A polícia estadual não tem o hábito de investigar a origem dos armamentos que apreende com os bandidos. O cadastro estadual apresenta falhas -porque foi criado gradualmente a partir de 95- e não alimenta a inteligência policial para investigações.

Bombas
Um tipo de explosivo, da classe dos que os terroristas usam, foi incorporado ao arsenal do crime nos últimos cinco anos. Em 2001, houve três tentativas de fuga com bombas em São Paulo. Outro plano foi descoberto na semana passada, em Diadema (Grande SP). Um detento já morreu por causa do poder de destruição de uma bomba, e dois ficaram feridos.
Na quinta-feira passada, artefato semelhante foi encontrado embaixo do carro de um investigador, perto da sede da Polícia Civil, em Santos, no litoral de São Paulo.

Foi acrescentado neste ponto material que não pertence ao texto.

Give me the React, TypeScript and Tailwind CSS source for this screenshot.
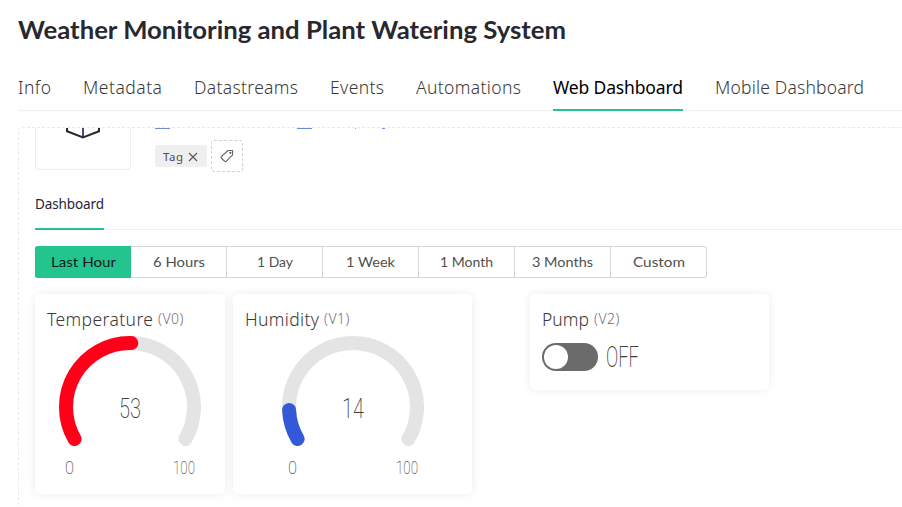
import { useLayoutEffect, useRef } from "react";
import type { ReactNode } from "react";

const GREEN = "bg-[#24c48e]";

/* Spreads or condenses a label so that it fills the given width. */
function Fit({ w, mode = "track", className = "", children }: { w: number; mode?: "track" | "scale"; className?: string; children: string }) {
  const ref = useRef<HTMLSpanElement>(null);
  useLayoutEffect(() => {
    const el = ref.current;
    if (!el) return;
    el.style.letterSpacing = "";
    el.style.transform = "";
    const natural = el.getBoundingClientRect().width;
    if (mode === "track") {
      el.style.letterSpacing = `${(w - natural) / (children.length - 1)}px`;
    } else {
      el.style.transform = `scaleX(${w / natural})`;
    }
  }, [w, mode, children]);
  return (
    <span className="block shrink-0" style={{ width: w }}>
      <span ref={ref} className={`inline-block origin-left whitespace-nowrap ${className}`}>{children}</span>
    </span>
  );
}

const tabs = [
  { label: "Info", w: 33 },
  { label: "Metadata", w: 79 },
  { label: "Datastreams", w: 104 },
  { label: "Events", w: 54 },
  { label: "Automations", w: 105 },
  { label: "Web Dashboard", w: 130, active: true },
  { label: "Mobile Dashboard", w: 149 },
];

const ranges = [
  { label: "Last Hour", w: 65 },
  { label: "6 Hours", w: 52 },
  { label: "1 Day", w: 36 },
  { label: "1 Week", w: 49 },
  { label: "1 Month", w: 53 },
  { label: "3 Months", w: 61 },
  { label: "Custom", w: 52 },
];

function Card({ title, titleW, pin, className, children }: { title: string; titleW: number; pin: string; className: string; children: ReactNode }) {
  return (
    <section className={`rounded-[5px] bg-white px-3 pt-[11px] shadow-[0_0_10px_rgba(0,0,0,0.08)] ${className}`}>
      <h2 className="flex h-7 items-center gap-[5px]">
        <Fit w={titleW} className="text-[17.5px] leading-7 font-light text-[#383838]">{title}</Fit>
        <Fit w={25.5} className="text-sm leading-7 font-light text-[#707070]">{pin}</Fit>
      </h2>
      {children}
    </section>
  );
}

function polar(deg: number) {
  const a = (deg * Math.PI) / 180;
  return `${71 + 64 * Math.cos(a)} ${71 + 64 * Math.sin(a)}`;
}

function Gauge({ value, valueW, sweep, color, className }: { value: string; valueW: number; sweep: number; color: string; className: string }) {
  return (
    <div className={`mt-[3px] w-[142px] ${className}`}>
      <div className="grid h-[114px]">
        <svg className="col-start-1 row-start-1 h-[114px] w-[142px]" viewBox="0 0 142 114" fill="none" strokeWidth="14" strokeLinecap="round">
          <path d={`M${polar(150)}A64 64 0 1 1 ${polar(390)}`} stroke="#e4e4e4" />
          <path d={`M${polar(150)}A64 64 0 0 1 ${polar(150 + sweep)}`} stroke={color} />
        </svg>
        <div className="col-start-1 row-start-1 flex h-[145px] items-center justify-center">
          <Fit w={valueW} mode="scale" className="font-[family-name:Roboto] text-[28px] leading-8 font-extralight text-[#404040]">{value}</Fit>
        </div>
      </div>
      <div className="flex justify-between pt-[6px] pr-[6px] pl-[6px]">
        <Fit w={9} mode="scale" className="font-[family-name:Roboto] text-[18px] leading-6 font-extralight text-[#606060]">0</Fit>
        <Fit w={22} mode="scale" className="font-[family-name:Roboto] text-[18px] leading-6 font-extralight text-[#606060]">100</Fit>
      </div>
    </div>
  );
}

export default function App() {
  return (
    <main className="flex h-[507px] w-[902px] flex-col overflow-hidden bg-white pl-[18px] font-['Noto_Sans',sans-serif] text-[#505050]">
      <h1 className="pt-[14px]">
        <Fit w={548} mode="scale" className="font-[family-name:Lato] text-[24px] leading-8 font-bold text-[#28282e]">Weather Monitoring and Plant Watering System</Fit>
      </h1>

      <nav className="mt-[19px] flex h-[46px] shrink-0 gap-8 border-b border-[#eeeeee]">
        {tabs.map((t) => (
          <div key={t.label} className={`flex h-[46px] flex-col justify-between pt-2 ${t.active ? "text-black" : "font-light text-[#383838]"}`}>
            <Fit w={t.w} className="text-[17.5px] leading-7">{t.label}</Fit>
            {t.active && <div className={`h-[2px] ${GREEN}`} />}
          </div>
        ))}
      </nav>

      <div className="mt-4 h-[390px] shrink-0 rounded-tl-[4px] border-t border-l border-dashed border-[#eaeaea] pl-4">
        <div className="flex h-[42px]">
          <div className="flex w-24 justify-center rounded-b-[4px] border-x border-b border-[#eeeeee]">
            <svg className="h-3 w-9" viewBox="0 0 36 12" fill="none" stroke="#28282e" strokeWidth="2">
              <path d="M2 0v3.2l16 6.3 16-6.3V0" />
              <path d="M18 0v9" stroke="#27276a" strokeWidth="1.7" />
            </svg>
          </div>
          <div className="ml-6">
            <div className="flex h-px">
              <i className="h-px w-[15px] bg-[#7089dc]" />
              <i className="ml-[127px] h-px w-[15px] bg-[#7089dc]" />
              <i className="ml-[43px] h-px w-px bg-[#9c9cdc]" />
              <i className="ml-[26px] h-px w-[3px] bg-[#7b8edc]" />
            </div>
            <div className="mt-[11px] flex items-center gap-1">
              <div className="flex h-[22px] w-[52px] items-center gap-[5px] rounded-[3px] bg-[#efefef] pl-2">
                <div className="pb-[3px]">
                  <Fit w={20} className="text-[11.5px] leading-5 text-[#505050]">Tag</Fit>
                </div>
                <svg className="mt-[2px] h-[10px] w-[10px]" viewBox="0 0 10 10" stroke="#555" strokeWidth="1.1">
                  <path d="m1 1 8 8M9 1 1 9" />
                </svg>
              </div>
              <div className="flex h-8 w-8 items-center justify-center rounded-[3px] border border-dashed border-[#d2d2d2]">
                <svg className="h-[14px] w-[14px]" viewBox="0 0 14 14" fill="none" stroke="#606060" strokeWidth="1.1" strokeLinejoin="round">
                  <path d="M8 1.5h4.6v4.3l-6.5 6.5q-.7.6-1.4 0L1.3 9q-.6-.7 0-1.3z" />
                  <circle cx="10.4" cy="3.8" r=".6" fill="#606060" />
                </svg>
              </div>
            </div>
          </div>
        </div>

        <div className="mt-[18px] flex h-[42px] border-b border-[#eeeeee]">
          <div className="flex h-[42px] flex-col justify-between pt-[3px]">
            <Fit w={69} className="text-[13.5px] leading-6 text-[#252532]">Dashboard</Fit>
            <div className={`h-[2px] ${GREEN}`} />
          </div>
        </div>

        <div className="mt-4 flex h-8 w-[672px] rounded-[3px] border border-[#d6d6d6] border-l-[#24c48e] font-[family-name:Lato] text-[13.5px]">
          {ranges.map((r, i) => (
            <div
              key={r.label}
              className={
                i === 0
                  ? `-my-px -ml-px flex w-24 shrink-0 items-center justify-center rounded-l-[3px] ${GREEN} text-[#101820]`
                  : i === ranges.length - 1
                    ? "flex w-[95px] items-center justify-center"
                    : "flex w-24 shrink-0 items-center justify-center border-r border-[#d6d6d6]"
              }
            >
              <Fit w={r.w} mode="scale" className="leading-5">{r.label}</Fit>
            </div>
          ))}
        </div>

        <div className="mt-4 flex items-start">
          <Card title="Temperature" titleW={106} pin="(V0)" className="h-[200px] w-[190px]">
            <Gauge value="53" valueW={22} sweep={121.2} color="#ff0018" className="ml-3" />
          </Card>
          <Card title="Humidity" titleW={74} pin="(V1)" className="ml-2 h-[200px] w-[239px]">
            <Gauge value="14" valueW={22} sweep={27.3} color="#3459d8" className="ml-[36.5px]" />
          </Card>
          <Card title="Pump" titleW={47} pin="(V2)" className="ml-[58px] h-24 w-[239px]">
            <div className="mt-[10px] flex h-7 items-center gap-2">
              <div className="flex h-7 w-14 items-center rounded-full bg-[#6b6b6b] px-[2px]">
                <div className="h-6 w-6 rounded-full bg-white" />
              </div>
              <div className="pt-[2px]">
                <Fit w={33} mode="scale" className="font-[family-name:Roboto] text-[29px] leading-7 font-extralight text-[#404040]">OFF</Fit>
              </div>
            </div>
          </Card>
        </div>
      </div>
    </main>
  );
}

Por lei, o Exército regula o armazenamento, o comércio e o transporte desse tipo de explosivo para empresas, como pedreiras, mas parece não ter precisão nesse acompanhamento. Segundo o Exército, os casos de roubo ou furto de explosivos são reduzidos. "Ocorreram um em 2000 e três em 2001, sendo que nenhum em SP." A Folha, porém, detectou dois furtos no Estado no ano passado, a partir de investigações em andamento na Polícia Civil.